Northwest Territories Liberal senator Charlie Watt argued at length and lobbied hard to convince senators that the bill would undermine native trapping and hunting rights.
On Nov. 6, Senate government leader and Manitoba senator Sharon Carstairs pleaded with senators to let the bill pass as the House of Commons wanted.
She said farm concerns had been met and aboriginal concerns had been exaggerated.
“If we send this bill back to committee, there is every chance it will die.”
Yet with a two-to-one Liberal majority in the Senate, her position was defeated 40-23.
It was a bitter blow for the animal rights lobby that rallied on Parliament Hill Nov. 5 to demand Senate approval.
The bill to update 1892 criminal code rules on animal cruelty was first proposed in 1999 but died when the 2000 election was called.
In this Parliament, MPs passed it, had it rejected by the Senate, passed it with amendment, had it rejected by the Senate, passed it again and then saw it sink.

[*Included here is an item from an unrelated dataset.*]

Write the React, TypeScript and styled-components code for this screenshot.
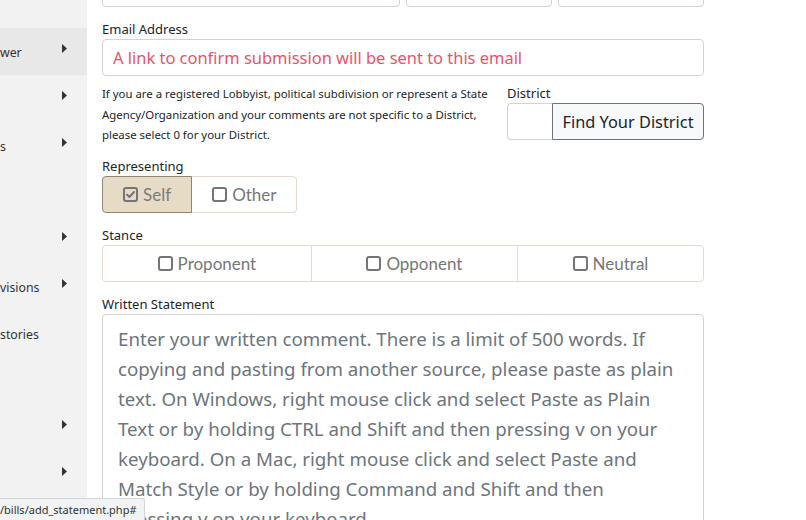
import React from "react";
import styled, { createGlobalStyle } from "styled-components";

const Global = createGlobalStyle`
  html, body { margin: 0; padding: 0; background: #ffffff; overflow: hidden; }
  * { box-sizing: border-box; }
`;

const SANS = `"Noto Sans", "Open Sans", sans-serif`;

const Page = styled.div`
  position: relative;
  display: flex;
  width: 806px;
  height: 520px;
  overflow: hidden;
  font-family: ${SANS};
  color: #212529;
`;

const Sidebar = styled.nav`
  width: 87px;
  flex-shrink: 0;
  background: #f2f2f2;
  padding-top: 28px;
  display: flex;
  flex-direction: column;
`;

const NavItem = styled.div<{ $active?: boolean }>`
  height: 47px;
  display: flex;
  align-items: center;
  justify-content: space-between;
  padding-right: 20px;
  background: ${(p) => (p.$active ? "#e8e8e8" : "transparent")};
  font-size: 12.3px;
  color: #333;
  white-space: nowrap;
`;

const NavText = styled.span`
  margin-top: 1px;
`;

const CaretBox = styled.span`
  display: flex;
  width: 5px;
  margin-left: auto;
  margin-bottom: 7px;
`;

const Caret = () => (
  <CaretBox>
    <svg width="5" height="9" viewBox="0 0 5 9">
      <path d="M0 0 L5 4.5 L0 9 Z" fill="#333" />
    </svg>
  </CaretBox>
);

const Main = styled.main`
  flex: 1;
  padding-left: 15px;
`;

const Form = styled.div`
  width: 602px;
  display: flex;
  flex-direction: column;
  margin-top: -31px;
`;

const TopRow = styled.div`
  display: flex;
  gap: 6px;
  height: 38px;
`;

const BoxInput = styled.div<{ $w: number }>`
  width: ${(p) => p.$w}px;
  height: 38px;
  border: 1px solid #ced4da;
  border-radius: 4px;
`;

const FieldLabel = styled.label`
  display: block;
  font-size: 13px;
  line-height: 18px;
  margin: 13px 0 1px;
  color: #212529;
`;

const EmailInput = styled.input`
  width: 100%;
  height: 37px;
  border: 1px solid #ced4da;
  border-radius: 4px;
  padding: 0 10px;
  font-family: ${SANS};
  font-size: 16.45px;
  outline: none;
  &::placeholder { color: #e2566a; opacity: 1; }
`;

const InfoRow = styled.div`
  display: flex;
  gap: 12px;
  margin-top: 8px;
`;

const Info = styled.p`
  flex: 1;
  margin: 0;
  font-size: 11.4px;
  line-height: 20.5px;
  color: #212529;
`;

const DistrictCol = styled.div`
  width: 197px;
  display: flex;
  flex-direction: column;
`;

const DistrictLabel = styled(FieldLabel)`
  margin: 0 0 1px;
`;

const InputGroup = styled.div`
  display: flex;
  height: 37px;
`;

const DistrictInput = styled.input`
  width: 45px;
  height: 37px;
  border: 1px solid #ced4da;
  border-right: none;
  border-radius: 4px 0 0 4px;
  outline: none;
`;

const FindButton = styled.button`
  flex: 1;
  height: 37px;
  background: #f8f9fa;
  border: 1px solid #6c757d;
  border-radius: 0 4px 4px 0;
  font-family: ${SANS};
  font-size: 16.35px;
  color: #212529;
  padding: 0;
`;

const GroupLabel = styled(FieldLabel)`
  margin-top: 11.5px;
`;

const ToggleGroup = styled.div<{ $full?: boolean }>`
  display: flex;
  align-self: ${(p) => (p.$full ? "stretch" : "flex-start")};
  height: 37px;
`;

const Toggle = styled.div<{ $active?: boolean }>`
  position: relative;
  z-index: ${(p) => (p.$active ? 1 : 0)};
  flex: 1 1 auto;
  display: flex;
  align-items: center;
  justify-content: center;
  gap: 5px;
  padding: 0 20px;
  border: 1px solid ${(p) => (p.$active ? "#8f8676" : "#e3dccd")};
  background: ${(p) => (p.$active ? "#e6dcc6" : "#ffffff")};
  font-family: Lato, sans-serif;
  font-size: 17px;
  color: ${(p) => (p.$active ? "#7b7b7b" : "#777777")};
  white-space: nowrap;
  & + & { margin-left: -1px; }
  &:first-child { border-radius: 4px 0 0 4px; }
  &:last-child { border-radius: 0 4px 4px 0; }
`;

const CheckIcon = ({ checked }: { checked?: boolean }) => (
  <svg width="15" height="15" viewBox="0 0 15 15">
    <rect x="1" y="1" width="13" height="13" rx="2" fill="none" stroke="#757575" strokeWidth="2" />
    {checked && (
      <path d="M4 7.6 L6.4 10 L11 5" fill="none" stroke="#757575" strokeWidth="2" strokeLinecap="round" strokeLinejoin="round" />
    )}
  </svg>
);

const Statement = styled.textarea`
  width: 100%;
  height: 260px;
  border: 1px solid #ced4da;
  border-radius: 4px;
  padding: 9px 26px 9px 15px;
  font-family: ${SANS};
  font-size: 18.7px;
  line-height: 30px;
  resize: none;
  outline: none;
  &::placeholder { color: #6c757d; opacity: 1; }
`;

const StatusBar = styled.div`
  position: absolute;
  left: 0;
  bottom: 0;
  height: 22px;
  padding: 0 7px 0 0;
  display: flex;
  align-items: center;
  background: #f1f3f4;
  border-top: 1px solid #d3d5d8;
  border-right: 1px solid #d3d5d8;
  border-top-right-radius: 3px;
  font-family: ${SANS};
  font-size: 11px;
  color: #333;
`;

const navItems: { text: string; caret: boolean; active?: boolean }[] = [
  { text: "wer", caret: true, active: true },
  { text: "", caret: true },
  { text: "s", caret: true },
  { text: "", caret: false },
  { text: "", caret: true },
  { text: "visions", caret: true },
  { text: "stories", caret: false },
  { text: "", caret: false },
  { text: "", caret: true },
  { text: "", caret: true },
];

export default function App() {
  return (
    <>
      <Global />
      <Page>
        <Sidebar>
          {navItems.map((n, i) => (
            <NavItem key={i} $active={n.active}>
              <NavText>{n.text}</NavText>
              {n.caret && <Caret />}
            </NavItem>
          ))}
        </Sidebar>
        <Main>
          <Form>
            <TopRow>
              <BoxInput $w={298} />
              <BoxInput $w={146} />
              <BoxInput $w={146} />
            </TopRow>

            <FieldLabel>Email Address</FieldLabel>
            <EmailInput placeholder="A link to confirm submission will be sent to this email" />

            <InfoRow>
              <Info>
                If you are a registered Lobbyist, political subdivision or represent a State Agency/Organization and your comments are not specific to a District, please select 0 for your District.
              </Info>
              <DistrictCol>
                <DistrictLabel>District</DistrictLabel>
                <InputGroup>
                  <DistrictInput />
                  <FindButton>Find Your District</FindButton>
                </InputGroup>
              </DistrictCol>
            </InfoRow>

            <GroupLabel>Representing</GroupLabel>
            <ToggleGroup>
              <Toggle $active>
                <CheckIcon checked />
                Self
              </Toggle>
              <Toggle>
                <CheckIcon />
                Other
              </Toggle>
            </ToggleGroup>

            <FieldLabel>Stance</FieldLabel>
            <ToggleGroup $full>
              <Toggle>
                <CheckIcon />
                Proponent
              </Toggle>
              <Toggle>
                <CheckIcon />
                Opponent
              </Toggle>
              <Toggle>
                <CheckIcon />
                Neutral
              </Toggle>
            </ToggleGroup>

            <FieldLabel>Written Statement</FieldLabel>
            <Statement placeholder="Enter your written comment. There is a limit of 500 words. If copying and pasting from another source, please paste as plain text. On Windows, right mouse click and select Paste as Plain Text or by holding CTRL and Shift and then pressing v on your keyboard. On a Mac, right mouse click and select Paste and Match Style or by holding Command and Shift and then pressing v on your keyboard." />
          </Form>
        </Main>
        <StatusBar>/bills/add_statement.php#</StatusBar>
      </Page>
    </>
  );
}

The bill became a political football in a power struggle between the Commons and the Senate.
At the Nov. 5 Parliament Hill rally organized by the International Fund for Animal Welfare and the Canadian Federation of Humane Societies, it was noted that when the existing rules were first drafted, founding prime minister John Macdonald was in power.
Speakers said tougher rules against animal cruelty are needed because the current lax law allows animal abusers to avoid prosecution.
The farm and livestock lobbies initially opposed portions of the proposed legislation because they feared it would be used by animal rights extremists to harass farmers, but amendments prompted them to support it.